Debate over hydraulic fracturing continues

HARPER COUNTY, Kansas – Shell pulled its fracking operation out of Kansas last summer putting 650,000 acres it owned back on the market after spending two years exploring and drilling for oil.

“There are people that said it’s done,” said Mike Lanie, Harper County Economic Development. “There is nothing here, but now we know when you see this, see all the activity yourself, it’s far from done.”

Lanie says Shell made no promises and made it clear the company was in an exploration phase.

Industry experts say there wasn’t enough energy being produced to keep the oil giant in Kansas, and smaller oil companies have since taken over where Shell left off.

“They made a lot of friendships and all that, so when they pulled out, yeah, it was kind of a deal that was a little bit sad,” said Lanie. “But, I told them even though you’ve pulled out, you’ve helped us a bunch because you have the awareness of what is going on here, and they always told me we’d still have a big oil expansion here anyway.”

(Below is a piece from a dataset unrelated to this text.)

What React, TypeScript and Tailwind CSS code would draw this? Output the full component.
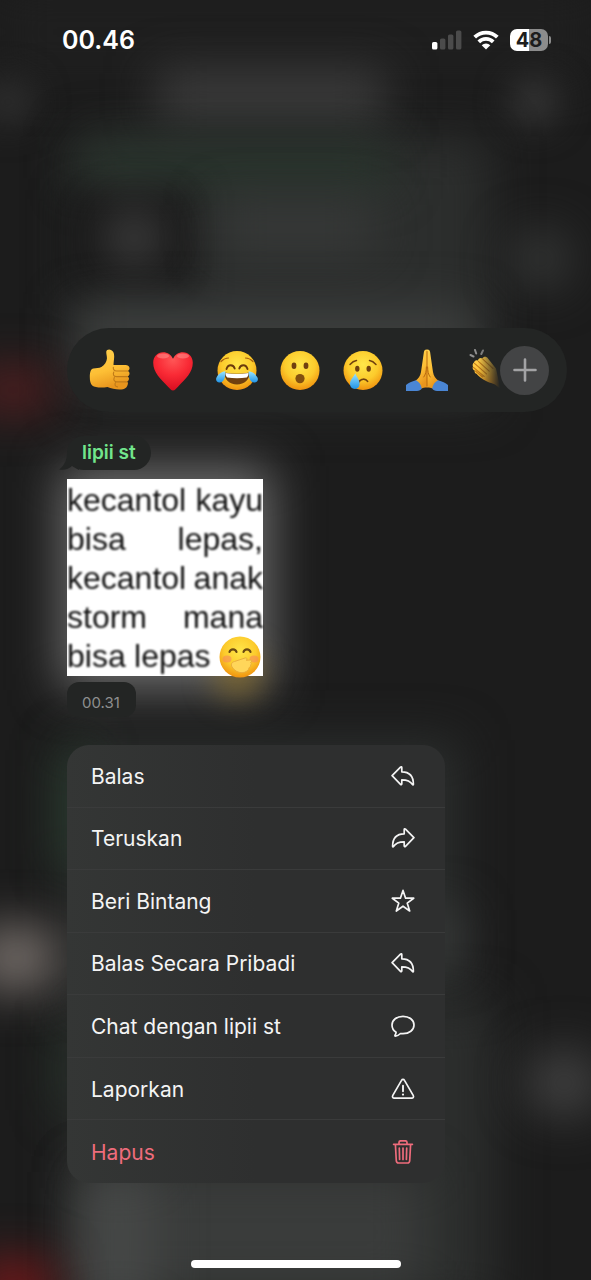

The Kansas Independent Oil and Gas Association points to the 67,000 jobs drilling for oil and gas creates state-wide, and although hydraulic fracturing is gaining more attention than ever, the first fracking well in the world was tapped in Kansas back in 1947.

But putting money aside, the fracking process is drawing criticism from the Sierra Club for allegedly causing pollution and wasting one of the most precious commodities in Kansas, water.

Fracking opponents say the environmental risks are not worth the financial rewards.

“They are not getting the production they want, and so essentially, those companies are going to leave anyway. They are still going to have contamination,” said Yvonne Cather, Kansas Sierra Club Chair.

The oil industry has been kind to Harper County in terms of tax valuations.

In 2004, the industry brought in $8.2 million to the county going up to more than $22 million by 2006.

After a down year in 2010 with $13 million, Shell arrived in 2011 and revenues were back up to $24 million hitting an all time high of nearly $50 million last year.

County leaders point to the success of retailers like this liquor store or that gas station, but step across the street and other business owners say they aren’t doing as well as they could be.

“You got a pie, and there is only so much there for everybody to take from,” said Matt Brannon, Harper Hotel Red Rooster Cafe. “Well, at this point before Shell came in, there was enough for everybody to survive on what was there. Now, you bring in more businesses wanting a bite of that pie, it’s still unclear what’s going to happen.”

While two large hotels were built within a 10 mile radius in Harper County to accommodate drilling workers, other projects like an apartment complex were scaled back or never completed because the demand didn’t meet some business owner’s expectations.

Lanie says he understands some are disappointed with the results, but he insists oil and the revenue it brings won’t be going away anytime soon.

“I think they will be drilling in Kansas for years and years to come,” said Lanie. “I don’t know if it’s going to stick around. I certainly don’t think it’s going to be here in the capacity that they thought it was going to be, but even if it was gone tomorrow, Harper is going back to the way it was, and any wounds that have been opened, I think Harper is a good enough place those wounds are going to heal.”

In Kansas,Governor Brownback formed a task force to study the environmental impact of fracking and to find out if it could be related to an uptick in seismic activity.